Asante Samuel Jr. – Florida State
As a Seminole fan, this hurts, but I don’t see Samuel Jr. holding up or performing to the level of a top-50 draft pick in the NFL. Samuel Jr.’s instincts will remind you of his dad. Samuel Jr. has terrific route recognition and gets in and out of his breaks like a guy who does run a 4.3.
The issue is when Samuel Jr. has to turn and run or be physical. Against better competition, Samuel Jr. looked like “just a guy.” Against modest or inferior competition, Samuel Jr. was a rockstar. When I see a player struggle with physicality, that’s a concern. At 5’10, 184 pounds, and the likelihood of Samuel Jr. running in the mid 4.5’s, deep speed, and getting bodied by bigger wideouts makes it hard to believe that’ll be solved at the NFL level.
Samuel Jr. has the ball skills you love, making it difficult to be out on him as a player. On 32 targets, Samuel Jr. got his hands on eight of those passes and only allowed 179 yards. So when he does give up a catch, it’s not going for much. If we’re talking value, it’s not there at the top of the second round.
The wild card
There’s always a wildcard, as I mentioned at the top. This year, he comes out of a school that’s not known for putting defensive talent in the NFL.

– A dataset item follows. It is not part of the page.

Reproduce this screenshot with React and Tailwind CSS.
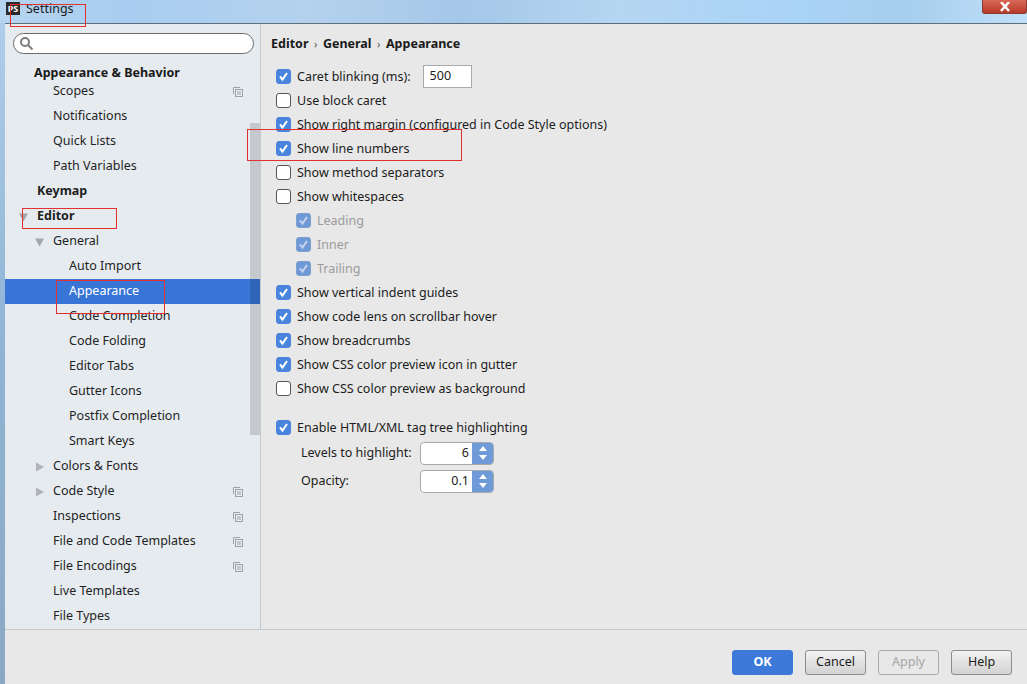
import React from "react";

const Copy = () => (
  <svg width="10" height="10" viewBox="0 0 10 10" className="absolute right-[17px] top-1/2 -translate-y-1/2" fill="none" stroke="#9aa3ab" strokeWidth="1">
    <path d="M.5 7V.5H7" />
    <rect x="2.5" y="2.5" width="7" height="7" fill="#e6ebf0" />
    <path d="M4 5h4M4 7h4" />
  </svg>
);

const Tri = ({ down }) => (
  <svg width="10" height="10" viewBox="0 0 10 10" className="absolute top-1/2 -translate-y-1/2 left-[30px]">
    {down ? <path d="M0 1.5h9l-4.5 8z" fill="#a3a7ab" /> : <path d="M1 .5v9l8-4.5z" fill="#b0b4b8" />}
  </svg>
);

const items = [
  { t: "Scopes", l: 48, copy: 1 },
  { t: "Notifications", l: 48 },
  { t: "Quick Lists", l: 48 },
  { t: "Path Variables", l: 48 },
  { t: "Keymap", l: 32, b: 1 },
  { t: "Editor", l: 32, b: 1, editor: 1 },
  { t: "General", l: 48, tri: "down" },
  { t: "Auto Import", l: 64 },
  { t: "Appearance", l: 64, sel: 1 },
  { t: "Code Completion", l: 64 },
  { t: "Code Folding", l: 64 },
  { t: "Editor Tabs", l: 64 },
  { t: "Gutter Icons", l: 64 },
  { t: "Postfix Completion", l: 64 },
  { t: "Smart Keys", l: 64 },
  { t: "Colors & Fonts", l: 48, tri: "right" },
  { t: "Code Style", l: 48, tri: "right", copy: 1 },
  { t: "Inspections", l: 48, copy: 1 },
  { t: "File and Code Templates", l: 48, copy: 1 },
  { t: "File Encodings", l: 48, copy: 1 },
  { t: "Live Templates", l: 48 },
  { t: "File Types", l: 48 },
];

const Check = ({ on, dim }) => (
  <span
    className={
      "flex w-[15px] h-[15px] shrink-0 items-center justify-center rounded-[3px] border " +
      (on
        ? dim
          ? "bg-[#6f98d6] border-[#7f9fd0]"
          : "bg-[#4a85dd] border-[#4a85dd]"
        : "bg-white border-[#555]")
    }
  >
    {on ? (
      <svg width="11" height="11" viewBox="0 0 11 11" fill="none" stroke={dim ? "#c3d4ec" : "#fff"} strokeWidth="2">
        <path d="M2 5.5l2.5 3L9 2" />
      </svg>
    ) : null}
  </span>
);

const Row = ({ on, t, dim, indent, children }) => (
  <div className={"flex items-center h-6 gap-[6px] " + (indent ? "pl-5" : "")}>
    <Check on={on} dim={dim} />
    <span className={"relative top-[1px] " + (dim ? "text-[#9b9b9b]" : "text-[#1c1c1c]")}>{t}</span>
    {children}
  </div>
);

const Spin = ({ v }) => (
  <div className="flex w-[74px] h-[23px] rounded-[4px] border border-[#a9a9a9] overflow-hidden bg-white">
    <div className="flex-1 flex items-center justify-end pr-[3px] text-[#1c1c1c]">{v}</div>
    <div className="w-[21px] bg-[#6f9ad8] flex items-center justify-center">
      <svg width="10" height="16" viewBox="0 0 10 16" fill="#fff">
        <path d="M5 1l4 5H1zM5 15l4-5H1z" />
      </svg>
    </div>
  </div>
);

const Btn = ({ children, cls }) => (
  <button className={"w-[61px] h-[25px] rounded-[3px] border flex items-center justify-center " + cls}>{children}</button>
);

const Mark = ({ cls }) => <div className={"absolute border border-[#e2302e] " + cls} />;

export default function App() {
  return (
    <div className="relative w-[1027px] h-[684px] overflow-hidden flex flex-col bg-[#e8e8e8] text-[12.5px] font-['Noto_Sans','Open_Sans',sans-serif]">
      <div className="h-[23px] shrink-0 relative flex items-center bg-[linear-gradient(90deg,#b5d4ef_0%,#a8cdf0_12%,#b4d2ee_30%,#a5c7e8_45%,#b5d6f2_60%,#a9d3f7_78%,#a6cdec_88%,#c0e0fa_100%)]">
        <div className="ml-[6px] mb-[7px] w-[14px] h-[13px] bg-[#2a2a2a] text-white text-[9px] font-bold leading-[13px] text-center">PS</div>
        <span className="ml-[6px] mb-[5px] text-[#1a1a1a]">Settings</span>
        <div className="absolute right-0 top-0 w-[45px] h-[14px] rounded-b-[3px] bg-[linear-gradient(#d9685a,#b83a28)] border border-[#8a3a32] border-t-0 flex items-center justify-center">
          <svg width="12" height="10" viewBox="0 0 12 10" fill="none" stroke="#fff" strokeWidth="2.5"><path d="M2 0l8 9M10 0L2 9" /></svg>
        </div>
      </div>
      <div className="flex-1 flex min-h-0">
        <div className="w-[5px] shrink-0 bg-[linear-gradient(#aecdea,#8fb3d4_50%,#8ba8c4)]" />
        <div className="flex-1 flex flex-col min-w-0 border-t border-[#5c6f7c]">
          <div className="h-[605px] flex">
            <aside className="relative w-[255px] shrink-0 bg-[#e6ebf0] overflow-hidden">
              <div className="mx-2 mt-[9px] h-[21px] w-[241px] rounded-full border border-[#6b6b6b] bg-white flex items-center pl-[5px]">
                <svg width="15" height="15" viewBox="0 0 15 15" fill="none" stroke="#7d7d7d" strokeWidth="2"><circle cx="6" cy="6" r="4" /><path d="M9 9l4.5 4.5" /></svg>
              </div>
              <div className="h-[25px] mt-[7px] pl-[29px] flex items-center font-bold text-[#1a1a1a]">Appearance &amp; Behavior</div>
              <div className="-mt-[7px]">
                {items.map((it) => (
                  <div key={it.t} className={"relative h-[25px] flex items-center " + (it.sel ? "bg-[#3875d7] text-white" : "text-[#1f1f1f]") + (it.b ? " font-bold" : "")} style={{ paddingLeft: it.l }}>
                    {it.tri ? <Tri down={it.tri === "down"} /> : null}
                    {it.editor ? (
                      <svg width="10" height="10" viewBox="0 0 10 10" className="absolute left-[14px] top-1/2 -translate-y-1/2"><path d="M0 1.5h9l-4.5 8z" fill="#a3a7ab" /></svg>
                    ) : null}
                    <span>{it.t}</span>
                    {it.copy ? <Copy /> : null}
                  </div>
                ))}
              </div>
              <div className="absolute left-[245px] top-[99px] w-[10px] h-[312px] bg-black/[0.14]" />
            </aside>
            <main className="flex-1 min-w-0 border-l border-[#c4c8cc] pl-[10px] pt-[11px]">
              <div className="flex items-center h-[18px] font-bold text-[#1a1a1a] gap-[5.5px]">
                <span>Editor</span><span className="font-normal text-[11px] text-[#555]">›</span><span>General</span><span className="font-normal text-[11px] text-[#555]">›</span><span>Appearance</span>
              </div>
              <div className="mt-[11px] pl-[5px]">
                <Row on t="Caret blinking (ms):">
                  <div className="ml-[6px] w-[49px] h-[23px] border border-[#a9a9a9] bg-white pl-[6px] flex items-center text-[#1c1c1c]">500</div>
                </Row>
                <Row t="Use block caret" />
                <Row on t="Show right margin (configured in Code Style options)" />
                <Row on t="Show line numbers" />
                <Row t="Show method separators" />
                <Row t="Show whitespaces" />
                <Row on dim indent t="Leading" />
                <Row on dim indent t="Inner" />
                <Row on dim indent t="Trailing" />
                <Row on t="Show vertical indent guides" />
                <Row on t="Show code lens on scrollbar hover" />
                <Row on t="Show breadcrumbs" />
                <Row on t="Show CSS color preview icon in gutter" />
                <Row t="Show CSS color preview as background" />
                <div className="mt-[15px]"><Row on t="Enable HTML/XML tag tree highlighting" /></div>
                <div className="mt-[1px] pl-[25px] flex items-center h-[26px] text-[#1c1c1c]"><span className="w-[119px]">Levels to highlight:</span><Spin v="6" /></div>
                <div className="mt-[2px] pl-[25px] flex items-center h-[26px] text-[#1c1c1c]"><span className="w-[119px]">Opacity:</span><Spin v="0.1" /></div>
              </div>
            </main>
          </div>
          <footer className="flex-1 border-t border-[#c8c8c8] flex items-start justify-end gap-[12px] pt-[20px] pr-[15px]">
            <Btn cls="bg-[#3d79d8] border-[#3d79d8] text-white font-bold">OK</Btn>
            <Btn cls="bg-[linear-gradient(#f2f2f2,#d2d2d2)] border-[#8d8d8d] text-[#1c1c1c]">Cancel</Btn>
            <Btn cls="bg-[#e8e8e8] border-[#ababab] text-[#a5a5a5]">Apply</Btn>
            <Btn cls="bg-[linear-gradient(#f2f2f2,#d2d2d2)] border-[#8d8d8d] text-[#1c1c1c]">Help</Btn>
          </footer>
        </div>
      </div>
      <Mark cls="left-[10px] top-[4px] w-[76px] h-[23px]" />
      <Mark cls="left-[247px] top-[129px] w-[215px] h-[32px]" />
      <Mark cls="left-[22px] top-[208px] w-[95px] h-[21px]" />
      <Mark cls="left-[56px] top-[280px] w-[109px] h-[34px]" />
    </div>
  );
}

Greg Newsome – Northwestern
Newsome was a pleasant surprise. The 6’1” 190-pound cornerback plays with the desired technique it takes to play the position. Newsome was targeted 34 times this past season and only allowed 12 receptions for 93 yards and did not give up a touchdown. That’s good enough for a passer rating of 31.7.

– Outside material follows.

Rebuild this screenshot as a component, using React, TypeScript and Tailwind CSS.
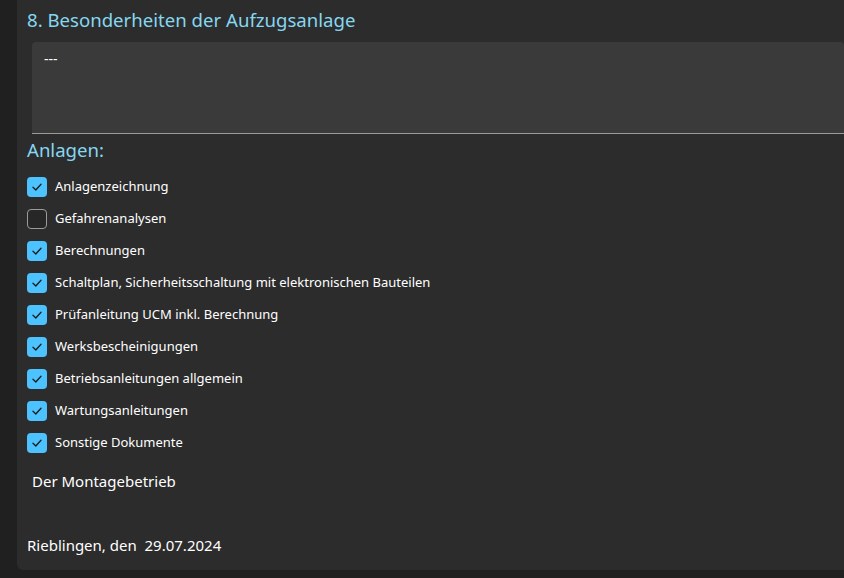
import { useState } from "react";

const items = [
  { label: "Anlagenzeichnung", checked: true },
  { label: "Gefahrenanalysen", checked: false },
  { label: "Berechnungen", checked: true },
  { label: "Schaltplan, Sicherheitsschaltung mit elektronischen Bauteilen", checked: true },
  { label: "Prüfanleitung UCM inkl. Berechnung", checked: true },
  { label: "Werksbescheinigungen", checked: true },
  { label: "Betriebsanleitungen allgemein", checked: true },
  { label: "Wartungsanleitungen", checked: true },
  { label: "Sonstige Dokumente", checked: true },
];

const CheckRow = ({ label, initial }: { label: string; initial: boolean }) => {
  const [checked, setChecked] = useState(initial);
  return (
    <label className="flex items-center h-8 cursor-pointer" onClick={() => setChecked(!checked)}>
      {checked ? (
        <span className="w-5 h-5 rounded-[4px] bg-[#4cc2ff] flex items-center justify-center">
          <svg width="12" height="12" viewBox="0 0 12 12" fill="none">
            <path d="M2 6.3 L4.8 9 L10 3.3" stroke="#1a1a1a" strokeWidth="1.3" strokeLinecap="round" strokeLinejoin="round" />
          </svg>
        </span>
      ) : (
        <span className="w-5 h-5 rounded-[4px] border border-[#9b9b9b] bg-[#272727]" />
      )}
      <span className="ml-2 text-[13px] text-white">{label}</span>
    </label>
  );
};

const App = () => {
  return (
    <div className="w-[844px] h-[578px] bg-[#202020] overflow-hidden" style={{ fontFamily: '"Noto Sans", "Open Sans", sans-serif' }}>
      <div className="ml-[17px] h-[570px] bg-[#2c2c2c] rounded-bl-[6px] pl-[10px] flex flex-col">
        {/* Überschrift */}
        <h2 className="text-[18.6px] leading-[40px] text-[#86d7f0]">8. Besonderheiten der Aufzugsanlage</h2>
        <div className="ml-[5px] mt-[2px] h-[92px] bg-[#3a3a3a] rounded-t-[4px] border-b border-[#9b9b9b] px-3 pt-[6px] text-[14px] text-white">
          ---
        </div>
        <h3 className="text-[18.6px] leading-[30px] text-[#86d7f0] mt-[1px]">Anlagen:</h3>
        {/* Checkliste */}
        <div className="mt-[6px] flex flex-col">
          {items.map((it) => (
            <CheckRow key={it.label} label={it.label} initial={it.checked} />
          ))}
        </div>
        <div className="ml-[5px] mt-[10px] text-[15px] text-white leading-[24px]">Der Montagebetrieb</div>
        <div className="mt-[40px] text-[15px] text-white leading-[24px] whitespace-pre">Rieblingen, den  29.07.2024</div>
      </div>
    </div>
  );
};

export default App;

Newsome contested nearly every target I saw and was seemingly always in the correct position. One thing you worry about with B1G cornerbacks is their athleticism, but I didn’t get any doubts for Newsome. He showed good route recognition, and Newsome’s length came in handy when it was time to make a play on the pass.
On targets over ten yards this past season, Newsome gave up one completion on 15 targets while forcing four incompletions. That’s big-time, but not surprising given how well Newsome played this past season. He’s a junior declaring for the draft at Northwestern. Newsome is the real deal.